“Some people, I’m sure, will not go fishing again,” she said. “They got a job that will hold them through and their momentum will shift, and I’m sure we’re going to lose members of our fleet.”
To make ends meet last year, Bates picked up bookkeeping work. But she doesn’t know yet what she’ll do this year. Bates’ boat is called the Bounty, a cruel irony now. Still, she said the boat has seen bad seasons before — and it’s bad luck to change a boat’s name, she said.
Tommy “TF” Graham also will keep working on land. A commercial fisherman based in Bodega Bay, he got a Class A driver’s license so he could drive a truck and stay afloat through the closures. Now, when he’s not crab fishing, Graham wakes up at 3 a.m. to drive frozen and farmed salmon and other fish from around the world into San Francisco.
“A guy has got to get up and put his boots on and go to work every day,” Graham said. Still, he said, “I used to be a provider; now I’m a consumer. It feels like shit, to tell you the truth.”
Drought and water diversions kill salmon
Monday’s decision follows the release of population numbers for Sacramento River fall-run Chinook, which make up the greatest proportion of California and Oregon ocean salmon fisheries. Their numbers are down from an average of more than 200,000 fish that returned to spawn in the mid-2000s. And those numbers are a fraction of the historical counts of between one and two million fall and spring-run salmon returning to the Central Valley every year.
Last year, fewer than 134,000 returned to the Sacramento River. That’s more than double the fish that returned in 2022, which was the third-lowest count on record. But it barely cleared the federal government’s minimum conservation target of 122,000 fish and fell 19% short of the number that had been projected to return — despite the cancellation of all salmon fishing.
Now, scientists estimate that 213,606 Sacramento River fall-run salmon are swimming off the coast. It’s more than last year — more even than the upper limit of the fishery’s conservation target.
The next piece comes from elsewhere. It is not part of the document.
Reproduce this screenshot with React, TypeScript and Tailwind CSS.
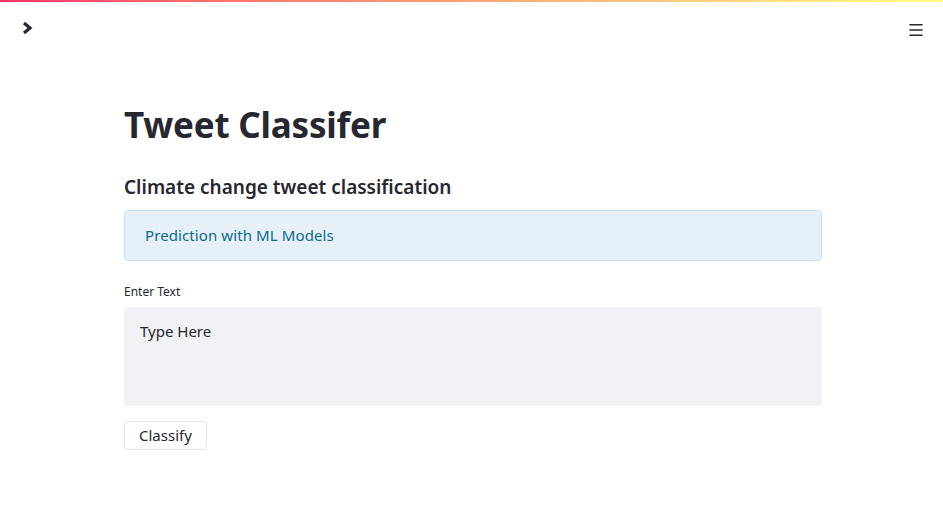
import { Menu } from "lucide-react";

const App = () => {
  return (
    <div
      className="min-h-[527px] bg-white text-[#262730]"
      style={{ fontFamily: '"Noto Sans", "Open Sans", sans-serif' }}
    >
      <div className="h-[2px] bg-gradient-to-r from-[#f63366] to-[#fffd80]" />

      <header className="flex items-start justify-between px-[20px] pt-[16px]">
        <svg width="14" height="16" viewBox="0 0 14 16" className="mt-[2px] ml-[1px]">
          <path d="M3 3 L9 8 L3 13" fill="none" stroke="#262730" strokeWidth="3.2" strokeLinejoin="miter" />
        </svg>
        <Menu className="w-[18px] h-[18px] mt-[3px] mr-[-2px]" strokeWidth={2} color="#262730" />
      </header>

      <main className="ml-[124px] w-[698px] pt-[60px]">
        <h1 className="text-[35px] font-bold leading-[52px] tracking-[-0.2px]">Tweet Classifer</h1>

        <h3 className="mt-[22px] text-[19px] font-semibold leading-[28px]">
          Climate change tweet classification
        </h3>

        <div className="mt-[9px] h-[51px] rounded-[4px] border border-[#c8dff2] bg-[#e6f0f9] px-[20px] flex items-center">
          <p className="text-[15px] text-[#0b6a8f] tracking-[0.1px]">Prediction with ML Models</p>
        </div>

        <label className="block mt-[23px] text-[12px] leading-[16px]">Enter Text</label>

        <div className="mt-[7px] h-[99px] rounded-[4px] bg-[#f0f2f6] px-[16px] pt-[13px]">
          <p className="text-[15px] leading-[22px]">Type Here</p>
        </div>

        <button className="mt-[15px] h-[29px] rounded-[4px] border border-[#e1e4ea] bg-white px-[14px] text-[15px] leading-none">
          Classify
        </button>
      </main>
    </div>
  );
};

export default App;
However, it is still the second lowest projection in a decade, according to a guidance letter from the National Marine Fisheries Service. “Caution is warranted to reduce the chances that the stock becomes overfished again.”
Federal officials attributed the struggling populations in part to low flows and high temperatures on the Sacramento River during California’s drought in 2021, when the fish returning this year were spawned.
However, the salmon industry also points to state and federal management of the Sacramento River and operations of the vast Central Valley Project, which funnels water south from Northern California’s rivers to irrigate a third of the state’s agricultural land and supply a million households.
In 2021, almost all of the endangered winter-run Chinook eggs in the Sacramento River were wiped out — cooked in dangerously hot water. The Pacific Fishery Management Council told state and federal water managers in 2022 that the conditions also could harm eggs of spring-run and fall-run Chinook salmon. Expressing their “grave concerns,” they said “a major factor” was the “high river temperatures that were under (the U.S. Bureau of) Reclamation’s control.”
The Newsom administration has come under fire from conservationists and the fishing industry for actions that could jeopardize salmon. These include waiving water quality requirements in the Delta and backing a controversial pact with major water suppliers related to diversions from the Bay-Delta watershed.
“It’s really hard for me to swallow that we export all this water and have little to no regulation on the farming,” Waldron said. “We’re taking away from a resource to give to another resource. And I don’t understand how we can let that happen, especially (since) the salmon are a natural resource.”
The Newsom administration unveiled a plan in January aimed at protecting and restoring salmon “amidst hotter and drier weather exacerbated by climate change.”
‘Perpetual situation’ for the Yurok Tribe
The Yurok Tribe in far Northern California is expecting restrictions this year as well, based on the Pacific Fishery Management Council’s Klamath Tribal allocation of roughly 6,300 to 6,600 fish.
“A commercial fishery is completely out of the question,” Barry McCovey Jr., who directs the fisheries program for the Yurok, the largest tribe in California with a reservation spanning a 45-mile stretch of the lower Klamath River.
“What we’re looking at now — that’s not enough for one fish for every tribal member. It’s less than that. And a typical family could maybe use 30 or 40, or maybe even 50 fish a year.”